A Little Princess Theme of Jealousy

Ah yes, the green-eyed monster in all of us. Sure, Sara has a lot going for her at the beginning of A Little Princess, but most people are happy for her—except, of course, for a select few. Two people who are so jealous of her that they just can't stand it (cue some foot-stomping and high-pitched screaming) are Miss Minchin herself and Lavinia. Miss Minchin hates that Sara can speak French and that she's so rich and smart. (Very mature of her, we know.) And Lavinia was top dog at the school until Sara got there, so she obviously hates Sara. And guess what happens to these two ladies? (Hint: they don't get diamond mines.)

Questions About Jealousy

  1. How does jealousy motivate someone like Lavinia?
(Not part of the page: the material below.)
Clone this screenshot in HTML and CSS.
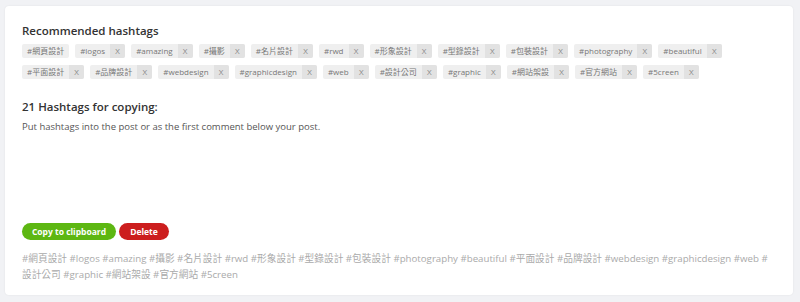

Why is she jealous of a little girl, when she's already a teenager?
  2. Speaking of little girls, why is Miss Minchin—a grown woman—so jealous of a little girl, anyway? What's her deal? 
  3. Why doesn't Sara feel envious of the other students when she's treated poorly and forced to live in poverty? 
  4. What does Sara have that no one else has, even when she's poor? Does anyone seem to be jealous of that?

Chew on This

Try on an opinion or two, start a debate, or play the devil’s advocate.

Jealous and pettiness stunt the emotional lives of Lavinia and Miss Minchin.

By not comparing her circumstances to her peers and feeling sorry for herself, Sara stays sane and hopeful despite her miserable circumstances.